**What you should do:**
Answer with one number only: the number of lines that include the word "React".
BEGIN Given data
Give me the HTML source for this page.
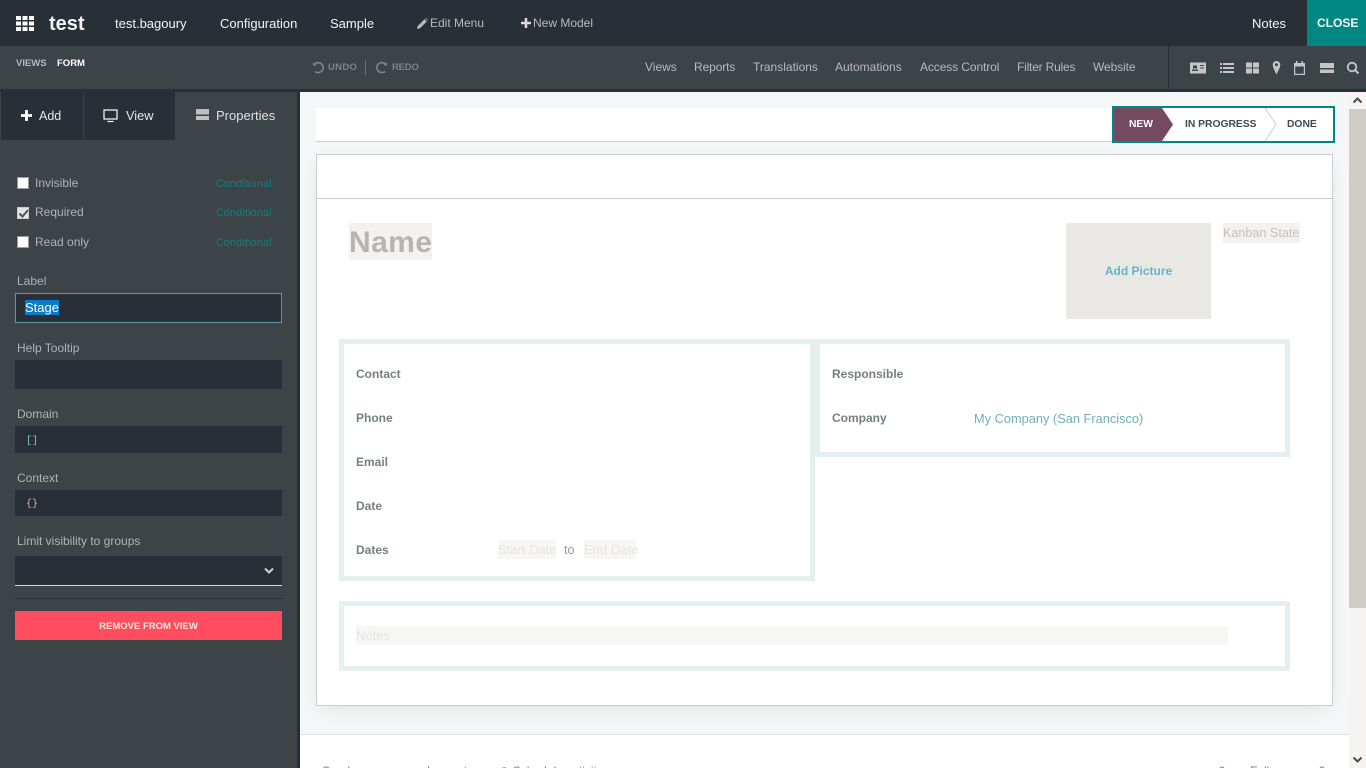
END Given data
BEGIN Given data
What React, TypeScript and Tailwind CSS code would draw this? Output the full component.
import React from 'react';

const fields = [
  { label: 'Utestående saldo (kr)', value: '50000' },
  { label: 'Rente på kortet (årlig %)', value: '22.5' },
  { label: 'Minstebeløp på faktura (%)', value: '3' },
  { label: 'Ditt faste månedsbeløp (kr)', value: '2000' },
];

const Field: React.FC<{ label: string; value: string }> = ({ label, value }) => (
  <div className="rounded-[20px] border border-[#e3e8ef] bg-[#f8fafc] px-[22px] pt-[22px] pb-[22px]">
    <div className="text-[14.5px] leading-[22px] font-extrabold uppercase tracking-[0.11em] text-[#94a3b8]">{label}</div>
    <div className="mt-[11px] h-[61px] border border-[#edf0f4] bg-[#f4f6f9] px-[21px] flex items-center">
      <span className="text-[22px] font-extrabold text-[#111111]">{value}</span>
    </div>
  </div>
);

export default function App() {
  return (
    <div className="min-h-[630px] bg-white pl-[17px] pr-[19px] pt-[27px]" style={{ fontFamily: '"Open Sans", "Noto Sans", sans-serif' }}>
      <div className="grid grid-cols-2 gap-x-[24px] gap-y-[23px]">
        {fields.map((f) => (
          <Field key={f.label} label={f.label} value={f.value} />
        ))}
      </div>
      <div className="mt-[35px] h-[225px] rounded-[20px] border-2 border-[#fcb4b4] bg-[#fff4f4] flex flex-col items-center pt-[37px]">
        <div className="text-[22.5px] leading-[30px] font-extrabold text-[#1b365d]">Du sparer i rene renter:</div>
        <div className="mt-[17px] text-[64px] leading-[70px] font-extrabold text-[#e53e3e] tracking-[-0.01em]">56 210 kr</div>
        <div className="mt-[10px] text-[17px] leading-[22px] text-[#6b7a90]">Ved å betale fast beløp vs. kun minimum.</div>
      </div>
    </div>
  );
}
END Given data
BEGIN Given data
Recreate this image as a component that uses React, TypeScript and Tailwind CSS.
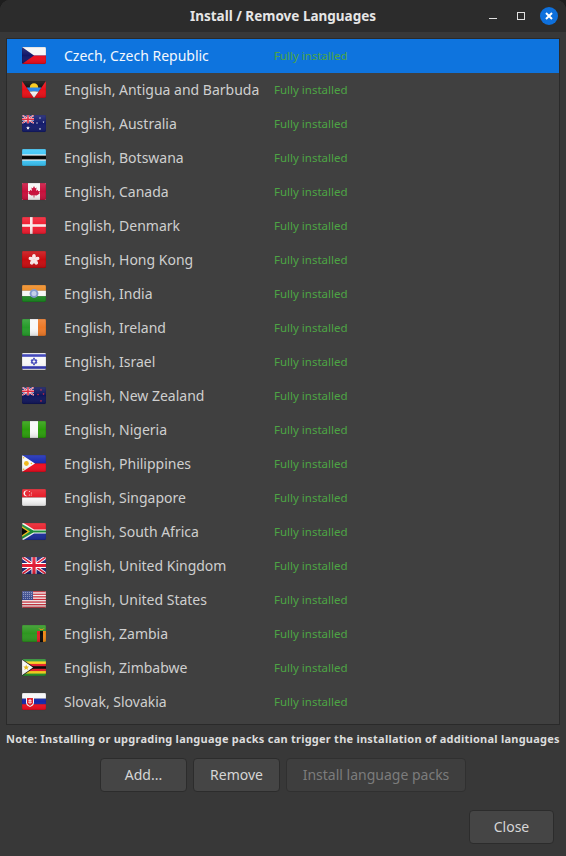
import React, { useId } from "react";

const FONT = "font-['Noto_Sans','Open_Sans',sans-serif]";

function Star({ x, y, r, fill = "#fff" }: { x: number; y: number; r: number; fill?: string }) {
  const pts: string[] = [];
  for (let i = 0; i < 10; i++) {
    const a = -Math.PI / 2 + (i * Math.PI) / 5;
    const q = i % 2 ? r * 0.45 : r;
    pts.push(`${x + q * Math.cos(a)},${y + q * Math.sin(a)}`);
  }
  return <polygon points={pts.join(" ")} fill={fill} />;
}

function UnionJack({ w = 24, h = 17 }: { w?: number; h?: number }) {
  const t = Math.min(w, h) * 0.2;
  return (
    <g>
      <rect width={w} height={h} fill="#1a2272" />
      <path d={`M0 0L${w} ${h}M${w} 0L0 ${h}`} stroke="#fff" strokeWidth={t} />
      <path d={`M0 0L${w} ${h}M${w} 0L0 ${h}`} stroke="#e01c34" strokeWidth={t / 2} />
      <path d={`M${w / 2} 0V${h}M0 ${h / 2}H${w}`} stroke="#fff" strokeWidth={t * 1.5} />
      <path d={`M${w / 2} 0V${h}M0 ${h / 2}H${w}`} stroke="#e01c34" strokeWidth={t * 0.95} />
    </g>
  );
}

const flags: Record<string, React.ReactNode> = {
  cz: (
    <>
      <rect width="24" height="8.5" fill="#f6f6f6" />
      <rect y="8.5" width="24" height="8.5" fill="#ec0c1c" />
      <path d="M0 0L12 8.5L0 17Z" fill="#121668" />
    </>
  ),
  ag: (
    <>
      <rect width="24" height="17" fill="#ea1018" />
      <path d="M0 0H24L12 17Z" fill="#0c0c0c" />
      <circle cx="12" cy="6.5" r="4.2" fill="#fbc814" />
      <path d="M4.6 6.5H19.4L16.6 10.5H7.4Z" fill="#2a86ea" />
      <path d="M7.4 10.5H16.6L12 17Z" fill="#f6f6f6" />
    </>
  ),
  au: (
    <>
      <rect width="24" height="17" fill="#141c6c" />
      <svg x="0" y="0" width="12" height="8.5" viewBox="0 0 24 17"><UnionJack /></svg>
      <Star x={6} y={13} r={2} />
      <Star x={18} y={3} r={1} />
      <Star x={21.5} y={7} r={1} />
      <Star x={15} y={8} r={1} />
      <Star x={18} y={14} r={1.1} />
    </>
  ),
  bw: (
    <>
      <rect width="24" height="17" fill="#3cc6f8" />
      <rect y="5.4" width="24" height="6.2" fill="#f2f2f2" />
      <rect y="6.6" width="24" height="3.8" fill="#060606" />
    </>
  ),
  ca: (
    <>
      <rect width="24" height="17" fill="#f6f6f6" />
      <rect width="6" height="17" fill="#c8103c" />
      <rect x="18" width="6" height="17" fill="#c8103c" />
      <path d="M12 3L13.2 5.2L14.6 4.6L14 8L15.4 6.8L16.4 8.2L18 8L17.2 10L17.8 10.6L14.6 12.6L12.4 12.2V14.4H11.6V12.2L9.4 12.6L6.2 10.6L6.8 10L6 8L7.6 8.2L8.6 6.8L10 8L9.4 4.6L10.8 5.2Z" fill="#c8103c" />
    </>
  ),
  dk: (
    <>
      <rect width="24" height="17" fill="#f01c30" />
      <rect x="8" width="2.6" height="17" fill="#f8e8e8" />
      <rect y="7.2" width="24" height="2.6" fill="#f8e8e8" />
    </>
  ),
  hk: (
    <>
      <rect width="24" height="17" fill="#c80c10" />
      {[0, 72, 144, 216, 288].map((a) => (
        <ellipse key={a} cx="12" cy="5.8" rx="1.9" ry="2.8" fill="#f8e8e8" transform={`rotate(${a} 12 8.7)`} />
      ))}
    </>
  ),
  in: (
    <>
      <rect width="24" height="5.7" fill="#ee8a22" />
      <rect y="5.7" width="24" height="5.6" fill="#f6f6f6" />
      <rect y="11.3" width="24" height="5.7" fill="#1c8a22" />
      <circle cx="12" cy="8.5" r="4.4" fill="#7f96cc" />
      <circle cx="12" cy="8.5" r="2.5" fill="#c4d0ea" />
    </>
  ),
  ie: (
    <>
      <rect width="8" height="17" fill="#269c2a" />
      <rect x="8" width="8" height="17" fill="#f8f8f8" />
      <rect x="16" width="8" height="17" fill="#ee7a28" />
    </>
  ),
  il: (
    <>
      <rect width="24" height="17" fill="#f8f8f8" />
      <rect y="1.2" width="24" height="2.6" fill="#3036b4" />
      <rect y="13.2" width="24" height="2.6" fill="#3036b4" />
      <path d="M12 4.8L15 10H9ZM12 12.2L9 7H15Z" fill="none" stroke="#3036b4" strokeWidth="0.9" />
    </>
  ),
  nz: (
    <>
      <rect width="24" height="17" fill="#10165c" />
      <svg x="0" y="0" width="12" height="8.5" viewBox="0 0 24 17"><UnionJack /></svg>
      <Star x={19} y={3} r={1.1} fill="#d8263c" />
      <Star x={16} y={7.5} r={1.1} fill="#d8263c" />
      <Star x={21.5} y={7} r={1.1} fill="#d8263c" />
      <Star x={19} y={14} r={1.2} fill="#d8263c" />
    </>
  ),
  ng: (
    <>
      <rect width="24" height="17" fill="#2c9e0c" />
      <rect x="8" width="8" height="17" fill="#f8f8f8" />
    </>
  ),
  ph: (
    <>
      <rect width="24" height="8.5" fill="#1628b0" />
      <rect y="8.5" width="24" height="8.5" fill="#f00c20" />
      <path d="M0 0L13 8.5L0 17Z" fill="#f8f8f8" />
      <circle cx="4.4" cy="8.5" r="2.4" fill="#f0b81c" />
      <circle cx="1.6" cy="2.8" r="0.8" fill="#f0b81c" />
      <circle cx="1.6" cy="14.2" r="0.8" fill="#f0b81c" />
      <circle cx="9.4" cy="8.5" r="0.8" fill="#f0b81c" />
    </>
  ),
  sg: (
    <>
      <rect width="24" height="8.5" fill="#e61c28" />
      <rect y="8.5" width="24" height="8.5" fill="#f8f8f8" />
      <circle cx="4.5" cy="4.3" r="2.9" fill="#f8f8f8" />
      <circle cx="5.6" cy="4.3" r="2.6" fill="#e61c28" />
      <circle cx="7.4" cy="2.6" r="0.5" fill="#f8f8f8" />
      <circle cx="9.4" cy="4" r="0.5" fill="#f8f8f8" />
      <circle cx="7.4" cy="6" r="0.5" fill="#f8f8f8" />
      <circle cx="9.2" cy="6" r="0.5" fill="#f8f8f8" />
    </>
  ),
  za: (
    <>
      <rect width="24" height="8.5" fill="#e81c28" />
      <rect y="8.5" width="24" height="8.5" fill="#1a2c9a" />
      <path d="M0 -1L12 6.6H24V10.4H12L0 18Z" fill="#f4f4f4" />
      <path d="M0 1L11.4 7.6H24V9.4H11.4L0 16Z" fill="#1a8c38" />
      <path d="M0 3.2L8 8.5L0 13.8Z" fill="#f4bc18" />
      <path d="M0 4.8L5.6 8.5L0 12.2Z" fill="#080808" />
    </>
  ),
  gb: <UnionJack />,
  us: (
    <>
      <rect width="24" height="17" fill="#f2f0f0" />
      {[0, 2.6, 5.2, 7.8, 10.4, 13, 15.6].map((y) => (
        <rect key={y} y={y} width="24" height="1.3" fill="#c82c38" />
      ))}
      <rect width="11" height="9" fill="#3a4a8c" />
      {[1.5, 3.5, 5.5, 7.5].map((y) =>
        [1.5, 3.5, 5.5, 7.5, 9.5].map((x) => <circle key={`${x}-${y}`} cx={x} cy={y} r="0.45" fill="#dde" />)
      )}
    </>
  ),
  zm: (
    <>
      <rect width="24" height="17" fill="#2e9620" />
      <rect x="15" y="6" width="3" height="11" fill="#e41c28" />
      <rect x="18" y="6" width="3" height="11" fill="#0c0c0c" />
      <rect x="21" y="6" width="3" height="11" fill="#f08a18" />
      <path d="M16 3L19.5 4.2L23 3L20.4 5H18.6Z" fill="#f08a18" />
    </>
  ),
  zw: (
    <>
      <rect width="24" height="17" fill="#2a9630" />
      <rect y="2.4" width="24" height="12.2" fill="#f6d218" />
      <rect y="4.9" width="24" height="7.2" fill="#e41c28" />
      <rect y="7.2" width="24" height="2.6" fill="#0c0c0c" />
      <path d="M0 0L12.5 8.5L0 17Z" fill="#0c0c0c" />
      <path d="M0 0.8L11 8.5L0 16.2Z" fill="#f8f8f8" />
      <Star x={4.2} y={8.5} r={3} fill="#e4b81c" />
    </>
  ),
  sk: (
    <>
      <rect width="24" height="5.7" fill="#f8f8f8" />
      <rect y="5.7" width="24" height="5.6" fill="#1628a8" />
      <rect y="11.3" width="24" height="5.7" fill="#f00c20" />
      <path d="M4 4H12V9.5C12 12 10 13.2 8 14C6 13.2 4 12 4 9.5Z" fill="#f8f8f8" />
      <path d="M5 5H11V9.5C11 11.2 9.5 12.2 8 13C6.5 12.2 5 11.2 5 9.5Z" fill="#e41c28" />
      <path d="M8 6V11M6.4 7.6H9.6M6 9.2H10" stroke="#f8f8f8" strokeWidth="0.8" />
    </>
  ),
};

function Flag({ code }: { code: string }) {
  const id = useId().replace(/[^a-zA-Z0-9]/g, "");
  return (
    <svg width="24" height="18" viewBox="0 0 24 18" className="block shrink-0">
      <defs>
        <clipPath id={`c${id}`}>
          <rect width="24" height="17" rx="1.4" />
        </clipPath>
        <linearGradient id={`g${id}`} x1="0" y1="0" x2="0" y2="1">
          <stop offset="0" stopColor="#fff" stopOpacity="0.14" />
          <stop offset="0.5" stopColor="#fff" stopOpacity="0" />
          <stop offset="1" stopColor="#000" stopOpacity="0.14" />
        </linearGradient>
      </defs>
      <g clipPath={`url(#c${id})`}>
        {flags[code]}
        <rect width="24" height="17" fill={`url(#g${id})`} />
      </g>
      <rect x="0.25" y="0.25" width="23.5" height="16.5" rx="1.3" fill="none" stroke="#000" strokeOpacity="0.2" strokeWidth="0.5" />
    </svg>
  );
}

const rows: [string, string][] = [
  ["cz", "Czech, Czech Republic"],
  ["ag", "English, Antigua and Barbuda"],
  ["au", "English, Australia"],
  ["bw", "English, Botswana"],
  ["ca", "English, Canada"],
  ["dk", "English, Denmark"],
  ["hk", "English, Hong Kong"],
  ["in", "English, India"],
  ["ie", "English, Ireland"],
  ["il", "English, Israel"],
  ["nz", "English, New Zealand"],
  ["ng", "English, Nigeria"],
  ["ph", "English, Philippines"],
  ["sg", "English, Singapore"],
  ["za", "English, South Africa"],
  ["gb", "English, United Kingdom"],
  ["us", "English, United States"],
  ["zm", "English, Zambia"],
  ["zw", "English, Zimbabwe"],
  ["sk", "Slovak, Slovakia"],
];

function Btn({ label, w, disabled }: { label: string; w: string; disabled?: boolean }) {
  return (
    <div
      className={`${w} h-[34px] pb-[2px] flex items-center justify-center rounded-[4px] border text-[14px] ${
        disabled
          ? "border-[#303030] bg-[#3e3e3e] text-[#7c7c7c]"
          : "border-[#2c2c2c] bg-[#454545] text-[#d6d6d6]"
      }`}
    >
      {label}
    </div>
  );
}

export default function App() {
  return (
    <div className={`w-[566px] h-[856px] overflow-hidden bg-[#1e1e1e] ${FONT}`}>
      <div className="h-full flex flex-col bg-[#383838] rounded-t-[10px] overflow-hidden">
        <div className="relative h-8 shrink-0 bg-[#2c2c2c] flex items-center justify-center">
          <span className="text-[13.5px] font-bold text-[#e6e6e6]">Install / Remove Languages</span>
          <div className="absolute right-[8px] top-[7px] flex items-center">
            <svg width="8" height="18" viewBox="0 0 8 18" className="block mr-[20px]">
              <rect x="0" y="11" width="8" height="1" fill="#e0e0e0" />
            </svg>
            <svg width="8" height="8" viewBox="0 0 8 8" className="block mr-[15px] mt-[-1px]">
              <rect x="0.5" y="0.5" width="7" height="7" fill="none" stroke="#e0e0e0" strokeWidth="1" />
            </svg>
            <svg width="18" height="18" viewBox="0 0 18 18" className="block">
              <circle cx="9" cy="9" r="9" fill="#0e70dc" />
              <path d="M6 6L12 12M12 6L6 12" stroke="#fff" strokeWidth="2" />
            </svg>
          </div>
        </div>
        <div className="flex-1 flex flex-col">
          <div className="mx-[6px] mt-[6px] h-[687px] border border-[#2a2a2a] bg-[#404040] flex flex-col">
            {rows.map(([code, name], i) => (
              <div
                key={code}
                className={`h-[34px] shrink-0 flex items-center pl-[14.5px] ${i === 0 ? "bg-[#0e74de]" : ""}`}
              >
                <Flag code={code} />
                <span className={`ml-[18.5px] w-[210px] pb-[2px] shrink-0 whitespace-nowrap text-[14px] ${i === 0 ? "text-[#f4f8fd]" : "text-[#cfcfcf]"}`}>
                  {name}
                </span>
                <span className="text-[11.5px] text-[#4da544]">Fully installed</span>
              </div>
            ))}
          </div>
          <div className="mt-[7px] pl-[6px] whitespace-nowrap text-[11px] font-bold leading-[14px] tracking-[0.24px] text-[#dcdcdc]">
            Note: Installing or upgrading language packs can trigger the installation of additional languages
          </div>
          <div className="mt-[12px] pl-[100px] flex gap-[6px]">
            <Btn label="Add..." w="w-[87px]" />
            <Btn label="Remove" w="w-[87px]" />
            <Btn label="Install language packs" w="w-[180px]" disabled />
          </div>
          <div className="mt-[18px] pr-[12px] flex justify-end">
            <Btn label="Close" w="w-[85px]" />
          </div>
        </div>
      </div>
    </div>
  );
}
END Given data
**Answer for this exercise:**
6